The pincers withdrew, and Rhett probed the blood-filled socket in his jaw tenderly with that sore muscle. His whole skull rang with the hurt and wrongness of it, his chin trembling with shock.
“It’s my goddamn tooth, you son of a bitch!” Rhett hollered.
Trevisan nodded kindly. “Oh, but it’s so much more than that. It’s life to me, Ned.” His eyes took on a crazy light, as if he really needed Rhett to understand. “Life.” The floor didn’t even creak under his shiny shoes as he moved to the workbench and dropped the tooth into a glass jar full of what Rhett now realized were more teeth. Teeth, and little bones. Pinkies and little toes, most like, all white and shiny and streaked, here or there, with rusty red, probably twenty in all.
Rhett’s mouth was sore as hell as he said, “You’re one sick bastard. Anybody ever told you that?”
“Only for the last three hundred years or so. It doesn’t really hurt my feelings anymore. What’s your real plan? Lie again, and you’ll lose more than a tooth.”
Rhett snorted and shook his head. “What is it with you bad guys? Always pinning a body down and acting like you’re owed the hellfire truth. I never signed on for that. I don’t owe you shit. I’m here to kill you. It’s that goddamn simple. You’re a bad man, and I’m a Durango Ranger. I kill what needs to die.”
Trevisan looked
up from lovingly patting his instruments. “A Ranger? No. That can’t be. Haskell hates monsters like you. And more than that, Haskell and I have an arrangement.”
“You think I don’t know that? Why the hell you think I’m here alone instead of riding in with fifty friends? Hell, man. I thought you were smart. After you’re dead, I just might go after Haskell as dessert.”
“Eugene would kill you.”
“Eugene ain’t the only Ranger captain.”
Trevisan put down the knife he’d been caressing and slunk to Rhett’s side like a hungry cat. “Tell me, then. Which is your outpost? Not Garland or Houston. Must be Las Moras or El Paso. Lubbock’s nearly in my pocket. This is important now.”
“What’ll you give me if I tell you?”
A small laugh.
“I might let you live a little longer.”
“Oh, well, praise the lord. I’m enjoying life so much right now. In fact, it’s been a right treat for the past seventeen years. Please, let’s keep on. Just like this.”
“I see.” Trevisan’s face went dark and distant, and he turned away.
The throbbing in Rhett’s jaw warred with the ongoing burn in both palms. Realizing that the harder he clenched his fingers around the arms of the chair, the more the silver spikes tore through his hands, he took a deep breath and tried to relax, which proved impossible.

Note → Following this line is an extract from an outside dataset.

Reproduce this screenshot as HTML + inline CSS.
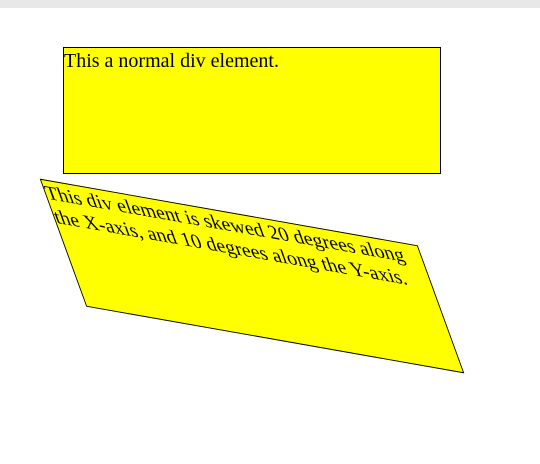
<!DOCTYPE html>
<html><head><style>
html,body{margin:0;padding:0;background:#fff;width:540px;height:464px;overflow:hidden}
.bar{position:absolute;left:0;top:0;width:540px;height:8px;background:#e8e8e8}
.box{position:absolute;left:63px;width:376px;height:125px;background:#ff0;border:1px solid #000;font-family:"Liberation Serif",serif;font-size:20px;line-height:24px;padding-top:1px;box-sizing:content-box;color:#000}
#a{top:47px;height:124px}
#b{top:212px;height:125px;transform:skew(20deg,10deg)}
</style></head><body>
<div class="bar"></div>
<div class="box" id="a">This a normal div element.</div>
<div class="box" id="b">This div element is skewed 20 degrees along the X-axis, and 10 degrees along the Y-axis.</div>
</body></html>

But did it mean he truly couldn’t change? That was obviously what Trevisan was guarding against—letting Rhett go from a well-secured, fleshy human to a half-wild animal that had slipped its bonds. Sure, most folks wouldn’t be able to change in this situation, considering thick hooves or wide paws. But what was the point of being the Shadow if the same rules applied? Rhett reached for the golden cord—
And found Trevisan perched over him with a silver spike and a hammer, the spike’s tip hovering over his heart.
“I can kill you quicker, then, if you think that would be wise.”